For those who've followed my Seeking Alpha articles about Energy Transfer, it's been a long journey from a sleepy intra-state NGL carrier to a national, integrated, hydrocarbon transportation company. Kudos to management. Going forward, I envision modest, but consistent unitholder cash distribution growth.
Eventually, I believe we will see the SXL General Partnership find its way to Energy Transfer Equity, additional asset streamlining via "tail" divestitures, and a host of successful capital projects support returns. Better pricing and margins in the NGL business should add gloss to the enterprise.
Finally, I come back to my initial premise, "It's not where the stock has been, it's where it's going." Energy Transfer Partners has effectively outperformed many of its large-cap peers YTD 2013. Here's a chart recapping the price action:
Now, here's another chart comparing ETP (the entity that generally holds the assets) with the ETE (the operating general partner):
courtesy of google.com/finance
Interesting charts, huh? Nor do I believe the ETE run is over.
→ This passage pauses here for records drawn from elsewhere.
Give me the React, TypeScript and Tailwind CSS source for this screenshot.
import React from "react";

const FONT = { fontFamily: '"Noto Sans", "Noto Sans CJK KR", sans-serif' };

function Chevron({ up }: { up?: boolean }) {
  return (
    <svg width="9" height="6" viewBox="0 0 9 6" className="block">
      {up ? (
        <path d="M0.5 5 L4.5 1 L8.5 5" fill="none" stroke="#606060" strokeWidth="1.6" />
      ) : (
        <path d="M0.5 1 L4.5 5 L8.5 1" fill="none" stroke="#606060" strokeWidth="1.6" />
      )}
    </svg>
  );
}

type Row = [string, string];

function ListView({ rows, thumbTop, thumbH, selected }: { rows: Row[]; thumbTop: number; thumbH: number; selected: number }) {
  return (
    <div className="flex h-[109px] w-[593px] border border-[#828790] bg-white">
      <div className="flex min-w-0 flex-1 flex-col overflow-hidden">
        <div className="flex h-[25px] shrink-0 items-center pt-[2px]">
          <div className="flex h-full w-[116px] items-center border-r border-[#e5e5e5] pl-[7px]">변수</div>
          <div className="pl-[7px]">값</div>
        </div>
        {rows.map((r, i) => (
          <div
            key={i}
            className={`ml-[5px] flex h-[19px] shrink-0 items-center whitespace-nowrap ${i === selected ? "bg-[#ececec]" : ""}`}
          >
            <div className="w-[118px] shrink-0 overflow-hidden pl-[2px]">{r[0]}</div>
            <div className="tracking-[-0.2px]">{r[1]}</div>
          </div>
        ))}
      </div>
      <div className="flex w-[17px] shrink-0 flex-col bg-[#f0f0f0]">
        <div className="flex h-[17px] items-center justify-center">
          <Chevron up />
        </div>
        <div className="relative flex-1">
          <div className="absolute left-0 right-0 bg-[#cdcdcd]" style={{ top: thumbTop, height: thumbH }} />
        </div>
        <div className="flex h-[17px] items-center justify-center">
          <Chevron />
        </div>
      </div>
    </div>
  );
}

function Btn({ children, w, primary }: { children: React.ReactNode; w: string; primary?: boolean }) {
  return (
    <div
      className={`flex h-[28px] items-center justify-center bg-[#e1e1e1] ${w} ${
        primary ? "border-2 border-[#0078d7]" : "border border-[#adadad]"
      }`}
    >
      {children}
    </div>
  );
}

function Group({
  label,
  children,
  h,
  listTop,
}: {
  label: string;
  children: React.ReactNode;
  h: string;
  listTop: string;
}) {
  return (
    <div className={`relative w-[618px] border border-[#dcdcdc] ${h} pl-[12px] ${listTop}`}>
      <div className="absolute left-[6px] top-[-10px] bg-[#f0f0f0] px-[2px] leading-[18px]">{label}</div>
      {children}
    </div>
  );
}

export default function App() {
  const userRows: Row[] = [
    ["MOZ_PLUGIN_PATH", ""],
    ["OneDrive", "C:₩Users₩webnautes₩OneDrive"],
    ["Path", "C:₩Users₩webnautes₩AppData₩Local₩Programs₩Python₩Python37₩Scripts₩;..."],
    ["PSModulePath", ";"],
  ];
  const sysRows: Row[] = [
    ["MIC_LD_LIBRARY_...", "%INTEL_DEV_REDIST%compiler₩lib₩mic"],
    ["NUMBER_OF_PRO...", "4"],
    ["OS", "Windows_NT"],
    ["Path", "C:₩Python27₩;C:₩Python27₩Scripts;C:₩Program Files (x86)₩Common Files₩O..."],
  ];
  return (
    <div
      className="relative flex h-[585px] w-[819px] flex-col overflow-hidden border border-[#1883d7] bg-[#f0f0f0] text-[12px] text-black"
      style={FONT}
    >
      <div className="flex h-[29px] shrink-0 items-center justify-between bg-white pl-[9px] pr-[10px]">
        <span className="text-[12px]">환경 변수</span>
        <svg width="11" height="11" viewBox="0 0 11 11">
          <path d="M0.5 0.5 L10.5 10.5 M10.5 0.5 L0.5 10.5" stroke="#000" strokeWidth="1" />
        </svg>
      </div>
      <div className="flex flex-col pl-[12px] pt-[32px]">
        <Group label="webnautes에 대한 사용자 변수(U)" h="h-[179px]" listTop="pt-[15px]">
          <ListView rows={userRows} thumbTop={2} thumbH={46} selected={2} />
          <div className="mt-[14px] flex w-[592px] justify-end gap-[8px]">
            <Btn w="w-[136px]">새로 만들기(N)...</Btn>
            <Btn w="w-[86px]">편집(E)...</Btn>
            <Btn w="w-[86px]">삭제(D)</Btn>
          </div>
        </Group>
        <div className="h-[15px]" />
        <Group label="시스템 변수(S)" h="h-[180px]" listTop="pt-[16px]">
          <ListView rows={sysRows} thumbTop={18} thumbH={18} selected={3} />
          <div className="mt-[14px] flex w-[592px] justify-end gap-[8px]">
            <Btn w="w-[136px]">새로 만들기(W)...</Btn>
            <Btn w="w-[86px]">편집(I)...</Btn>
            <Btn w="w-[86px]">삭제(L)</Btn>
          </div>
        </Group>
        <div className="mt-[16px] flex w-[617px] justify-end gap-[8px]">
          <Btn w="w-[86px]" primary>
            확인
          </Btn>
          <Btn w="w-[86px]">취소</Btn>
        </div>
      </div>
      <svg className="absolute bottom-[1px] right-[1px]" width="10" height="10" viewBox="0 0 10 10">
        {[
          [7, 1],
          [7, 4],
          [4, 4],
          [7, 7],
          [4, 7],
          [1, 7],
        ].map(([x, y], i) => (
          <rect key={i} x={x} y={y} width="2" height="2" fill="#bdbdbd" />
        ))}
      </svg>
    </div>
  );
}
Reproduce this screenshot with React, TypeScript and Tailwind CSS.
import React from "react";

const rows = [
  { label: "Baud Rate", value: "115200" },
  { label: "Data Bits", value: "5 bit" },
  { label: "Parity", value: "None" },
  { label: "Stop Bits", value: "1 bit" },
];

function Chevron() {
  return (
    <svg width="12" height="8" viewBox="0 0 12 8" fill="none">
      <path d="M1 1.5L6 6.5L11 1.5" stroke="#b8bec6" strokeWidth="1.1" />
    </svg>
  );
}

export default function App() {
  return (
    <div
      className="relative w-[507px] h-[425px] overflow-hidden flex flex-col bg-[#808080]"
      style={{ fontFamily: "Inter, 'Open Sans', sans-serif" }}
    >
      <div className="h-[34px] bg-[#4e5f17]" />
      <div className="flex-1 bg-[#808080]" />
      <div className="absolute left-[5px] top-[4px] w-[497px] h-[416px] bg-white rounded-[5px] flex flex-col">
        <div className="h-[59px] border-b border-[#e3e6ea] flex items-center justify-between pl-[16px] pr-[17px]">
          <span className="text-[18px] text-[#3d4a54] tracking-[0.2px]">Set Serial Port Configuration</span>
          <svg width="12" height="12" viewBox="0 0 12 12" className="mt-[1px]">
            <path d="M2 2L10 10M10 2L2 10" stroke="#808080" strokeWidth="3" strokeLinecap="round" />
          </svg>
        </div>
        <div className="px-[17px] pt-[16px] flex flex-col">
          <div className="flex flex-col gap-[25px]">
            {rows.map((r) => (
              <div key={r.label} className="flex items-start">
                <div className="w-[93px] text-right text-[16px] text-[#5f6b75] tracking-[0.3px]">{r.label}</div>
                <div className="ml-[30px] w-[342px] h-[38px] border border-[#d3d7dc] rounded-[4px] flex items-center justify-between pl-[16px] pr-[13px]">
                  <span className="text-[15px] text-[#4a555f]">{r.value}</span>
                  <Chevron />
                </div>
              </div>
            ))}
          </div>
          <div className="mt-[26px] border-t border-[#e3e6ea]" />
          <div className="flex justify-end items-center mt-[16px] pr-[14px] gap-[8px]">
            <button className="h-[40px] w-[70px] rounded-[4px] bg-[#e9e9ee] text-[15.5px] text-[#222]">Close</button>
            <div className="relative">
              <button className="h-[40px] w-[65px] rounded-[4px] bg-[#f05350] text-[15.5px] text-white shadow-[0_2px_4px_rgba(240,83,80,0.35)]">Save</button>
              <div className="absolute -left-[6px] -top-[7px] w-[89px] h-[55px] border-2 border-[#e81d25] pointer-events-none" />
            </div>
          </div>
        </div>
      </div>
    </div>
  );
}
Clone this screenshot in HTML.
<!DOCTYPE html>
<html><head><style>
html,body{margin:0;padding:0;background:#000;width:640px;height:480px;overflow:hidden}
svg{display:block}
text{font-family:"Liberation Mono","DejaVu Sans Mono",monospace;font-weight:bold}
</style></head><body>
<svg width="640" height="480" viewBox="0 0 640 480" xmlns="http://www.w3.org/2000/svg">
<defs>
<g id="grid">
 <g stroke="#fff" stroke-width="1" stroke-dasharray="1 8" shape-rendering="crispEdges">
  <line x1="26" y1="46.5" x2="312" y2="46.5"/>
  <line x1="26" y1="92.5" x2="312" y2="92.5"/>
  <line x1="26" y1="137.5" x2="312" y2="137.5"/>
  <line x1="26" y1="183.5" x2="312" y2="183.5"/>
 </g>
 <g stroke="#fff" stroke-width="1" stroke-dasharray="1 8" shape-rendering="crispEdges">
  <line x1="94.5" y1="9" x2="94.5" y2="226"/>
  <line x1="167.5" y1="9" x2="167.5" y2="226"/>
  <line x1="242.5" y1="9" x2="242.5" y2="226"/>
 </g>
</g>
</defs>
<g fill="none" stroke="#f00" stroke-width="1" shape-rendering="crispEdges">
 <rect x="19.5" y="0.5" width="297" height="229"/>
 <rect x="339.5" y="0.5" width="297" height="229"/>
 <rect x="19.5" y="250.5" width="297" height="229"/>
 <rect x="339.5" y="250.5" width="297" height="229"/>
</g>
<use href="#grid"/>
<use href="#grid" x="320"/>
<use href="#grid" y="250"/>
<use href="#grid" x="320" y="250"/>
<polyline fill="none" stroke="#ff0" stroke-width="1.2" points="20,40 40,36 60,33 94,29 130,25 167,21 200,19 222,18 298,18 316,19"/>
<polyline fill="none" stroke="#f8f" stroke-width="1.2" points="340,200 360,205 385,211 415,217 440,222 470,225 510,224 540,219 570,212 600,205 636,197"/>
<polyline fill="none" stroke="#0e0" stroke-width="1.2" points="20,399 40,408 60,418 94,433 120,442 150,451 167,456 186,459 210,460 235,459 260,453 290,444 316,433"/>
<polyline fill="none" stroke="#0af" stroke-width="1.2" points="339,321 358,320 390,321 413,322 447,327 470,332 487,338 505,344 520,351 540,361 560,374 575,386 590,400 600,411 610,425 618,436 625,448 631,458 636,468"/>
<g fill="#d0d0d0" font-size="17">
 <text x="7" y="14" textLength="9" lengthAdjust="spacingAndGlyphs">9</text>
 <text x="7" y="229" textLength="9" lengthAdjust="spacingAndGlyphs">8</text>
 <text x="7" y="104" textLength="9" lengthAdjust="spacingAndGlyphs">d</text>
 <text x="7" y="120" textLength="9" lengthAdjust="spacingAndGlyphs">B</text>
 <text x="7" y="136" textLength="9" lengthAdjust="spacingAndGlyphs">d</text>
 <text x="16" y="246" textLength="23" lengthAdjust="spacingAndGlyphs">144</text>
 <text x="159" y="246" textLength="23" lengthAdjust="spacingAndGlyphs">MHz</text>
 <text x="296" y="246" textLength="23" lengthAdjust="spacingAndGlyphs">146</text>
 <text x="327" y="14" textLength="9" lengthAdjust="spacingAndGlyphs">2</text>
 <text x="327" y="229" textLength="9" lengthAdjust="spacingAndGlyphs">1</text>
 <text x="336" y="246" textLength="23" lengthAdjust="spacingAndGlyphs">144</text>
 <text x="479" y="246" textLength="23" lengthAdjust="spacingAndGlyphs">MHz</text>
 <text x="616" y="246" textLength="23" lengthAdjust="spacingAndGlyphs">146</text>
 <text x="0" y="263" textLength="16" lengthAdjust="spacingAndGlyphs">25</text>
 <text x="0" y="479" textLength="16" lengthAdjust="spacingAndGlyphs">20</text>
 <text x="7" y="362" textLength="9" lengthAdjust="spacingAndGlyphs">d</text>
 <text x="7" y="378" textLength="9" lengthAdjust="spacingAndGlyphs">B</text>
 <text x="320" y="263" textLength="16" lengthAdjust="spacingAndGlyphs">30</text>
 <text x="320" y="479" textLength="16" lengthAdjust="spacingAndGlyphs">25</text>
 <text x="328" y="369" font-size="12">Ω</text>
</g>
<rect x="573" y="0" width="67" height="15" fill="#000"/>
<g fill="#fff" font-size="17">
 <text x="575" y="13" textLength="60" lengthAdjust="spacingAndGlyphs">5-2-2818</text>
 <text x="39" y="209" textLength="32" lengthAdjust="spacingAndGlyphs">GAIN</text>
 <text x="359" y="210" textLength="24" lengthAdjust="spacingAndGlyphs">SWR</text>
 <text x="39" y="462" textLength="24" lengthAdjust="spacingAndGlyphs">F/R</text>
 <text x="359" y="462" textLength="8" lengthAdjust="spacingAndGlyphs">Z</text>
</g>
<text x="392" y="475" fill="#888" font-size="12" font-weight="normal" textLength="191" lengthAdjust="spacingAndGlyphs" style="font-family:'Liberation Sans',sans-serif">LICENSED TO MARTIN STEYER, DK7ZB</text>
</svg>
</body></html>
I have decided to re-allocate some of my Energy Transfer capital between the two companies. I believe the new assets and business opportunities may afford GP Energy Transfer Equity significant future growth.
I hope to learn more upon my plans to attend the Energy Transfer Investor Day presentation, held in Dallas later this month. I will like to report back to you all after that event.
Please do your own careful due diligence before making any investment decision. Good luck with all your 2013 investments.
Disclosure: I am long ETP. I wrote this article myself, and it expresses my own opinions. I am not receiving compensation for it (other than from Seeking Alpha). I have no business relationship with any company whose stock is mentioned in this article.
Additional disclosure: Author owns ITM November puts to purchase ETE units.